- **Problem**: Pick out the lines below that include the string "table".

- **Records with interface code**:

● ● ● ●

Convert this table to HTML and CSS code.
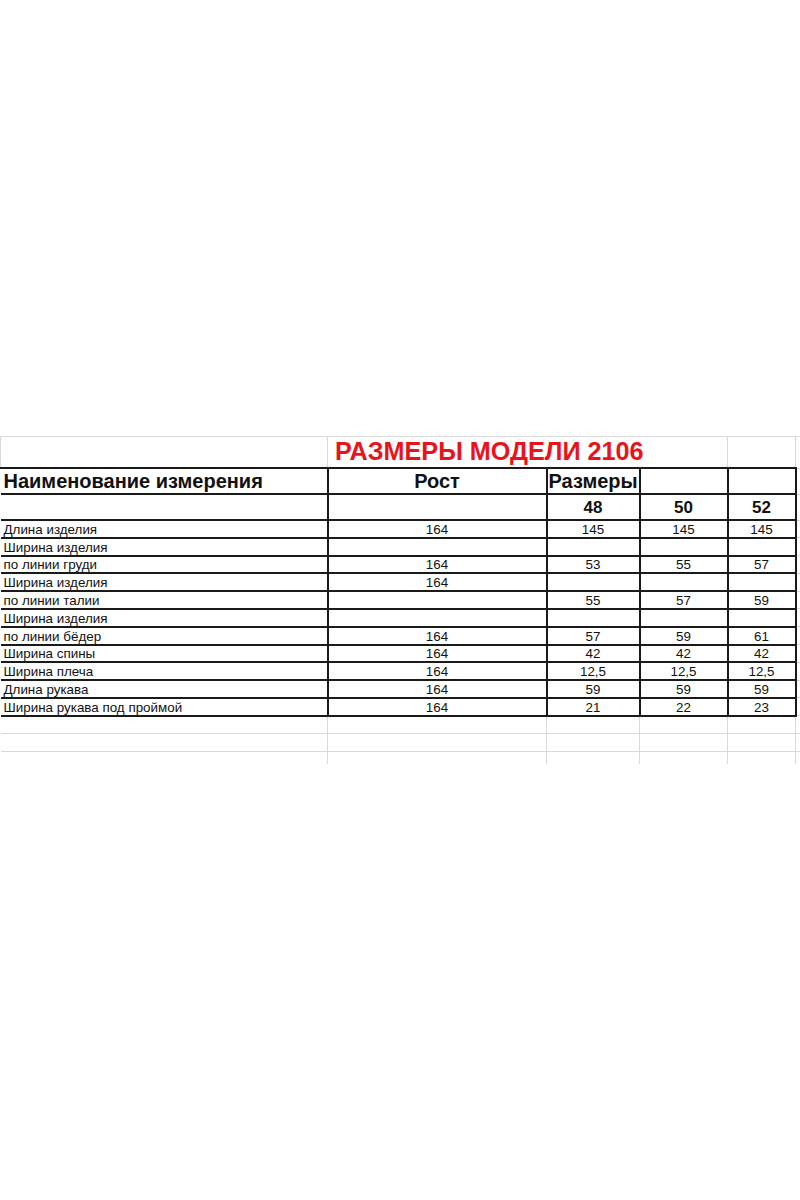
FILE: index.html
```html
<!DOCTYPE html>
<html lang="ru">
<head>
<meta charset="utf-8">
<title>Размеры модели 2106</title>
<link rel="stylesheet" href="styles.css">
</head>
<body>
<div class="sheet">
<table class="grid">
  <colgroup>
    <col class="c-name">
    <col class="c-rost">
    <col class="c-s1">
    <col class="c-s2">
    <col class="c-s3">
    <col class="c-rest">
  </colgroup>
  <tr class="r-title">
    <td class="g"></td>
    <td class="g title" colspan="3">РАЗМЕРЫ МОДЕЛИ 2106</td>
    <td class="g"></td>
    <td class="g"></td>
  </tr>
  <tr class="r-head">
    <td class="b first head-name">Наименование измерения</td>
    <td class="b head-c">Рост</td>
    <td class="b head-l">Размеры</td>
    <td class="b"></td>
    <td class="b"></td>
    <td class="g"></td>
  </tr>
  <tr class="r-head">
    <td class="b first"></td>
    <td class="b"></td>
    <td class="b size">48</td>
    <td class="b size">50</td>
    <td class="b size">52</td>
    <td class="g"></td>
  </tr>
  <tr class="r-data"><td class="b first name">Длина изделия</td><td class="b num">164</td><td class="b num">145</td><td class="b num">145</td><td class="b num">145</td><td class="g"></td></tr>
  <tr class="r-data"><td class="b first name">Ширина изделия</td><td class="b num"></td><td class="b num"></td><td class="b num"></td><td class="b num"></td><td class="g"></td></tr>
  <tr class="r-data"><td class="b first name">по линии груди</td><td class="b num">164</td><td class="b num">53</td><td class="b num">55</td><td class="b num">57</td><td class="g"></td></tr>
  <tr class="r-data"><td class="b first name">Ширина изделия</td><td class="b num">164</td><td class="b num"></td><td class="b num"></td><td class="b num"></td><td class="g"></td></tr>
  <tr class="r-data"><td class="b first name">по линии талии</td><td class="b num"></td><td class="b num">55</td><td class="b num">57</td><td class="b num">59</td><td class="g"></td></tr>
  <tr class="r-data"><td class="b first name">Ширина изделия</td><td class="b num"></td><td class="b num"></td><td class="b num"></td><td class="b num"></td><td class="g"></td></tr>
  <tr class="r-data"><td class="b first name">по линии бёдер</td><td class="b num">164</td><td class="b num">57</td><td class="b num">59</td><td class="b num">61</td><td class="g"></td></tr>
  <tr class="r-data"><td class="b first name">Ширина спины</td><td class="b num">164</td><td class="b num">42</td><td class="b num">42</td><td class="b num">42</td><td class="g"></td></tr>
  <tr class="r-data"><td class="b first name">Ширина плеча</td><td class="b num">164</td><td class="b num">12,5</td><td class="b num">12,5</td><td class="b num">12,5</td><td class="g"></td></tr>
  <tr class="r-data"><td class="b first name">Длина рукава</td><td class="b num">164</td><td class="b num">59</td><td class="b num">59</td><td class="b num">59</td><td class="g"></td></tr>
  <tr class="r-data"><td class="b first name">Ширина рукава под проймой</td><td class="b num">164</td><td class="b num">21</td><td class="b num">22</td><td class="b num">23</td><td class="g"></td></tr>
  <tr class="r-data"><td class="g first"></td><td class="g"></td><td class="g"></td><td class="g"></td><td class="g"></td><td class="g"></td></tr>
  <tr class="r-data"><td class="g first"></td><td class="g"></td><td class="g"></td><td class="g"></td><td class="g"></td><td class="g"></td></tr>
  <tr class="r-last"><td class="g first"></td><td class="g"></td><td class="g"></td><td class="g"></td><td class="g"></td><td class="g"></td></tr>
</table>
</div>
</body>
</html>
```

FILE: styles.css
```css
html, body {
  margin: 0;
  padding: 0;
  background: #ffffff;
}

body {
  font-family: "Liberation Sans", Arial, sans-serif;
  color: #111111;
  width: 800px;
  height: 1200px;
  overflow: hidden;
}

.sheet {
  padding-top: 436px;
}

.grid {
  border-collapse: collapse;
  table-layout: fixed;
  width: 800px;
}

.c-name { width: 327px; }
.c-rost { width: 219px; }
.c-s1 { width: 93px; }
.c-s2 { width: 88px; }
.c-s3 { width: 68px; }
.c-rest { width: 5px; }

.grid td {
  padding: 0;
  white-space: nowrap;
  overflow: visible;
  vertical-align: bottom;
}

.grid td.g {
  border: 1px solid #d9d9d9;
}

.grid td.b {
  border: 2px solid #1a1a1a;
}

.grid td.first {
  border-left: none;
}

.r-title { height: 31px; }
.r-head { height: 26px; }
.r-data { height: 17.8px; }
.r-last { height: 13px; }

.r-last td {
  border-bottom: none !important;
}

.r-last td.g:last-child,
.r-title td.g:last-child {
  border-right: none;
}

.title {
  color: #e8141a;
  font-weight: bold;
  font-size: 25.2px;
  line-height: 28px;
  padding-left: 7px !important;
  padding-bottom: 2px !important;
}

.head-name {
  font-weight: bold;
  font-size: 20px;
  line-height: 22px;
  padding-left: 3px !important;
  padding-bottom: 1px !important;
}

.head-c {
  font-weight: bold;
  font-size: 20px;
  line-height: 22px;
  text-align: center;
  padding-bottom: 1px !important;
}

.head-l {
  font-weight: bold;
  font-size: 20px;
  line-height: 22px;
  padding-left: 1px !important;
  padding-bottom: 1px !important;
}

.size {
  font-weight: bold;
  font-size: 17px;
  line-height: 20px;
  text-align: center;
  padding-bottom: 1px !important;
}

.name {
  font-size: 13.4px;
  line-height: 15px;
  padding-left: 3px !important;
}

.num {
  font-size: 13.4px;
  line-height: 15px;
  text-align: center;
}
```
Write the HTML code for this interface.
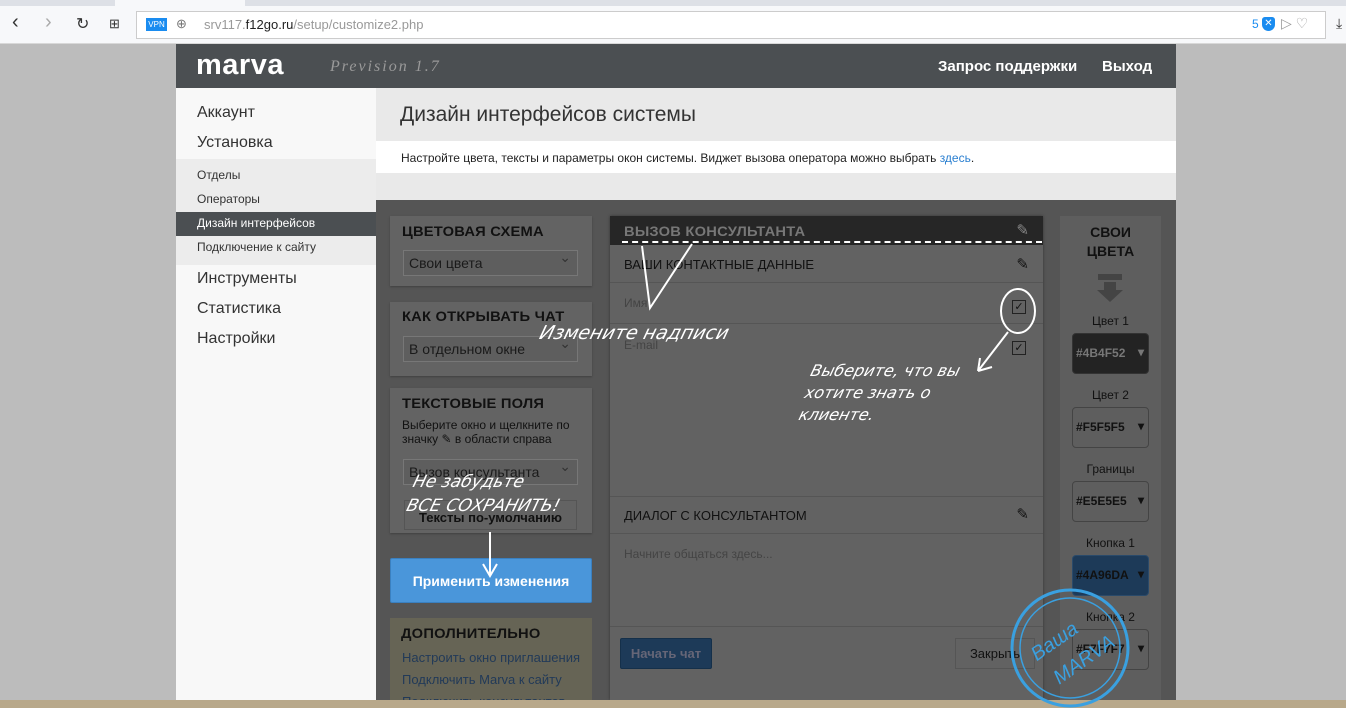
<!DOCTYPE html>
<html><head><meta charset="utf-8"><style>
*{box-sizing:border-box;margin:0;padding:0}
html,body{width:1346px;height:708px;overflow:hidden}
body{background:#bcbcbc;font-family:"Liberation Sans",sans-serif;position:relative}
.abs{position:absolute}
.tabs{left:0;top:0;width:1346px;height:6px;background:#dde0e6}
.tb{left:0;top:6px;width:1346px;height:38px;background:#f7f8fa;border-bottom:1px solid #d8d8d8}
.addr{left:136px;top:11px;width:1190px;height:28px;background:#fff;border:1px solid #ccc}
.hdr{left:176px;top:44px;width:1000px;height:44px;background:#4b4f52}
.side{left:176px;top:88px;width:200px;height:612px;background:#f8f8f8}
.content{left:376px;top:88px;width:800px;height:612px;background:#e9e9e9}
.ov{left:376px;top:200px;width:800px;height:500px;background:#555}
.pn{background:#636363;box-shadow:0 1px 2px rgba(0,0,0,.25)}
.h{font-weight:bold;font-size:14px;color:#111;letter-spacing:.2px;font-family:"Liberation Sans Narrow","Liberation Sans",sans-serif;transform:scaleX(1.05);transform-origin:left}
.sel{background:#5e5e5e;border:1px solid #777;height:26px;font-size:14px;color:#1a1a1a;padding:4px 5px;position:absolute}
.sel:after{content:"⌄";position:absolute;right:6px;top:-2px;color:#333;font-size:14px}
.hw{font-family:"DejaVu Sans",sans-serif;font-style:italic;color:#fff;font-size:17px;transform:skewX(-15deg)}
.row{border-bottom:1px solid #555;position:absolute;left:0;width:433px}
.cb{width:14px;height:14px;border:1px solid #222;position:absolute;font-size:11px;line-height:12px;text-align:center;color:#111}
.cl{font-size:12px;color:#111;text-align:center;width:101px;position:absolute;left:0}
.cp{position:absolute;left:12px;width:77px;height:41px;border:1px solid #444;border-radius:4px;font-size:12px;font-weight:bold;color:#111;padding:12px 0 0 3px;background:#5e5e5e}
.cp:after{content:"▾";position:absolute;right:4px;top:11px;font-size:12px}
</style></head><body>
<div class="abs tabs"></div>
<div class="abs" style="left:115px;top:0;width:130px;height:6px;background:#f7f8fa"></div>
<div class="abs tb"></div>
<div class="abs" style="left:12px;top:11px;font-size:20px;color:#333">‹</div>
<div class="abs" style="left:45px;top:11px;font-size:20px;color:#aaa">›</div>
<div class="abs" style="left:76px;top:14px;font-size:16px;color:#333">↻</div>
<div class="abs" style="left:109px;top:16px;font-size:13px;color:#333">⊞</div>
<div class="abs addr"></div>
<div class="abs" style="left:146px;top:18px;width:21px;height:13px;background:#1a8cf0;color:#fff;font-size:8px;line-height:13px;text-align:center">VPN</div>
<div class="abs" style="left:176px;top:16px;font-size:13px;color:#777">⊕</div>
<div class="abs" style="left:204px;top:17px;font-size:13px;color:#999">srv117.<span style="color:#222">f12go.ru</span>/setup/customize2.php</div>
<div class="abs" style="left:1252px;top:17px;font-size:12px;color:#1a8cf0">5</div>
<div class="abs" style="left:1262px;top:17px;width:13px;height:14px;background:#1a8cf0;border-radius:3px 3px 7px 7px;color:#fff;font-size:10px;text-align:center;line-height:14px">✕</div>
<div class="abs" style="left:1281px;top:15px;font-size:14px;color:#999">▷ ♡</div>
<div class="abs" style="left:1336px;top:15px;font-size:14px;color:#333">⤓</div>

<div class="abs hdr"></div>
<div class="abs" style="left:196px;top:49px;font-size:29px;font-weight:bold;color:#fff;letter-spacing:0.5px">marva</div>
<div class="abs" style="left:330px;top:58px;font-size:16px;font-style:italic;color:#999;font-family:'Liberation Serif',serif;letter-spacing:2px">Prevision 1.7</div>
<div class="abs" style="left:938px;top:58px;font-size:15px;font-weight:bold;color:#fff">Запрос поддержки</div>
<div class="abs" style="left:1102px;top:58px;font-size:15px;font-weight:bold;color:#fff">Выход</div>

<div class="abs side"></div>
<div class="abs" style="left:176px;top:159px;width:200px;height:106px;background:#ececec"></div>
<div class="abs" style="left:176px;top:212px;width:200px;height:24px;background:#4b4f52"></div>
<div class="abs" style="left:197px;top:98px;font-size:16px;color:#333;line-height:30px">Аккаунт<br>Установка</div>
<div class="abs" style="left:197px;top:163px;font-size:12px;color:#333;line-height:24px">Отделы<br>Операторы<br><span style="color:#fff">Дизайн интерфейсов</span><br>Подключение к сайту</div>
<div class="abs" style="left:197px;top:264px;font-size:16px;color:#333;line-height:30px">Инструменты<br>Статистика<br>Настройки</div>

<div class="abs content"></div>
<div class="abs" style="left:400px;top:103px;font-size:21px;color:#333">Дизайн интерфейсов системы</div>
<div class="abs" style="left:376px;top:141px;width:800px;height:32px;background:#fff"></div>
<div class="abs" style="left:401px;top:151px;font-size:12px;color:#222">Настройте цвета, тексты и параметры окон системы. Виджет вызова оператора можно выбрать <span style="color:#2a7fd0">здесь</span>.</div>
<div class="abs ov"></div>

<div class="abs pn" style="left:390px;top:216px;width:202px;height:70px"></div>
<div class="abs h" style="left:402px;top:223px">ЦВЕТОВАЯ СХЕМА</div>
<div class="sel" style="left:403px;top:250px;width:175px">Свои цвета</div>
<div class="abs pn" style="left:390px;top:302px;width:202px;height:74px"></div>
<div class="abs h" style="left:402px;top:308px">КАК ОТКРЫВАТЬ ЧАТ</div>
<div class="sel" style="left:403px;top:336px;width:175px">В отдельном окне</div>
<div class="abs pn" style="left:390px;top:388px;width:202px;height:145px"></div>
<div class="abs h" style="left:402px;top:395px">ТЕКСТОВЫЕ ПОЛЯ</div>
<div class="abs" style="left:402px;top:418px;font-size:12px;color:#111;line-height:14px">Выберите окно и щелкните по<br>значку ✎ в области справа</div>
<div class="sel" style="left:403px;top:459px;width:175px">Вызов консультанта</div>
<div class="abs" style="left:404px;top:500px;width:173px;height:30px;border:1px solid #555;font-size:13px;font-weight:bold;color:#111;text-align:center;line-height:34px">Тексты по-умолчанию</div>
<div class="abs" style="left:390px;top:558px;width:202px;height:45px;background:#4a96da;border:1px solid #3a80c0;border-radius:2px;color:#fff;font-weight:bold;font-size:14px;text-align:center;line-height:44px">Применить изменения</div>
<div class="abs" style="left:390px;top:618px;width:202px;height:82px;background:#666455;overflow:hidden">
<div class="h" style="position:absolute;left:11px;top:7px">ДОПОЛНИТЕЛЬНО</div>
<div style="position:absolute;left:12px;top:29px;font-size:13px;color:#223a58;line-height:22px">Настроить окно приглашения<br>Подключить Marva к сайту<br>Подключить консультантов</div>
</div>

<div class="abs" style="left:610px;top:216px;width:433px;height:484px;background:#626262;box-shadow:0 0 3px rgba(0,0,0,.4)">
 <div style="position:absolute;left:0;top:0;width:433px;height:29px;background:#262626"></div>
 <div class="h" style="position:absolute;left:14px;top:7px;color:#777">ВЫЗОВ КОНСУЛЬТАНТА</div>
 <div style="position:absolute;right:14px;top:5px;font-size:15px;color:#888">✎</div>
 <div class="row" style="top:29px;height:38px"></div>
 <div style="position:absolute;left:14px;top:41px;font-size:13px;color:#111">ВАШИ КОНТАКТНЫЕ ДАННЫЕ</div>
 <div style="position:absolute;right:14px;top:39px;font-size:15px;color:#111">✎</div>
 <div class="row" style="top:67px;height:41px"></div>
 <div style="position:absolute;left:14px;top:80px;font-size:12px;color:#444">Имя</div>
 <div class="cb" style="left:402px;top:84px">✓</div>
 <div style="position:absolute;left:14px;top:122px;font-size:12px;color:#444">E-mail</div>
 <div class="cb" style="left:402px;top:125px">✓</div>
 <div class="row" style="top:280px;height:1px"></div>
 <div class="row" style="top:281px;height:37px"></div>
 <div style="position:absolute;left:14px;top:292px;font-size:13px;color:#111">ДИАЛОГ С КОНСУЛЬТАНТОМ</div>
 <div style="position:absolute;right:14px;top:289px;font-size:15px;color:#111">✎</div>
 <div style="position:absolute;left:14px;top:331px;font-size:12px;color:#444">Начните общаться здесь...</div>
 <div class="row" style="top:410px;height:1px"></div>
 <div style="position:absolute;left:10px;top:422px;width:92px;height:31px;background:#1d3a58;border:1px solid #15304a;border-radius:2px;color:#667;font-size:13px;font-weight:bold;text-align:center;line-height:29px">Начать чат</div>
 <div style="position:absolute;left:345px;top:422px;width:80px;height:31px;border:1px solid #555;color:#111;font-size:13px;text-align:center;line-height:29px">Закрыть</div>
</div>

<div class="abs" style="left:1060px;top:216px;width:101px;height:484px;background:#5e5e5e">
 <div style="position:absolute;width:101px;top:7px;text-align:center;font-weight:bold;font-size:14px;line-height:19px;color:#111">СВОИ<br>ЦВЕТА</div>
 <div style="position:absolute;left:38px;top:58px;width:24px;height:6px;background:#444"></div>
 <div style="position:absolute;left:44px;top:66px;width:12px;height:8px;background:#444"></div>
 <div style="position:absolute;left:37px;top:74px;border-left:13px solid transparent;border-right:13px solid transparent;border-top:12px solid #444"></div>
 <div class="cl" style="top:98px">Цвет 1</div>
 <div class="cp" style="top:117px;background:#232323;color:#777;border-color:#333">#4B4F52</div>
 <div class="cl" style="top:172px">Цвет 2</div>
 <div class="cp" style="top:191px">#F5F5F5</div>
 <div class="cl" style="top:246px">Границы</div>
 <div class="cp" style="top:265px">#E5E5E5</div>
 <div class="cl" style="top:320px">Кнопка 1</div>
 <div class="cp" style="top:339px;background:#1d3a58;border-color:#2a4a6a">#4A96DA</div>
 <div class="cl" style="top:394px">Кнопка 2</div>
 <div class="cp" style="top:413px">#F7F7F7</div>
</div>

<div class="abs" style="left:0;top:700px;width:1346px;height:8px;background:#b8a88a"></div>

<div class="abs" style="left:622px;top:241px;width:420px;height:0;border-top:2px dashed #fff"></div>
<svg class="abs" style="left:600px;top:240px" width="460" height="200">
 <path d="M42 6 L50 68 L92 4" stroke="#fff" stroke-width="2" fill="none"/>
 <ellipse cx="418" cy="71" rx="17" ry="22" stroke="#fff" stroke-width="2" fill="none"/>
 <path d="M408 92 L378 131 M378 131 L380 118 M378 131 L392 127" stroke="#fff" stroke-width="2" fill="none"/>
</svg>
<div class="abs hw" style="left:540px;top:322px;font-size:19px">Измените надписи</div>
<div class="abs hw" style="left:805px;top:360px;line-height:22px;font-size:16px">Выберите, что вы<br>хотите знать о<br>клиенте.</div>
<div class="abs hw" style="left:410px;top:470px;line-height:24px;font-size:17px">Не забудьте<br>ВСЕ СОХРАНИТЬ!</div>
<svg class="abs" style="left:480px;top:530px" width="20" height="50"><path d="M10 2 V44 M3 34 L10 46 L17 34" stroke="#fff" stroke-width="2" fill="none"/></svg>
<svg class="abs" style="left:1005px;top:580px" width="130" height="128"><circle cx="65" cy="68" r="58" stroke="#3aa0e0" stroke-width="3" fill="none"/><circle cx="65" cy="68" r="50" stroke="#3aa0e0" stroke-width="1.5" fill="none"/><text x="30" y="60" fill="#3aa0e0" font-size="20" font-style="italic" font-family="Liberation Sans" transform="rotate(-35 65 68)">Ваша</text><text x="35" y="92" fill="#3aa0e0" font-size="20" font-style="italic" font-family="Liberation Sans" transform="rotate(-35 65 68)">MARVA</text></svg>
</body></html>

● ● ● ●

- **Solution to this task**:
Convert this table to HTML and CSS code.
<table class="grid">
</table>
  table-layout: fixed;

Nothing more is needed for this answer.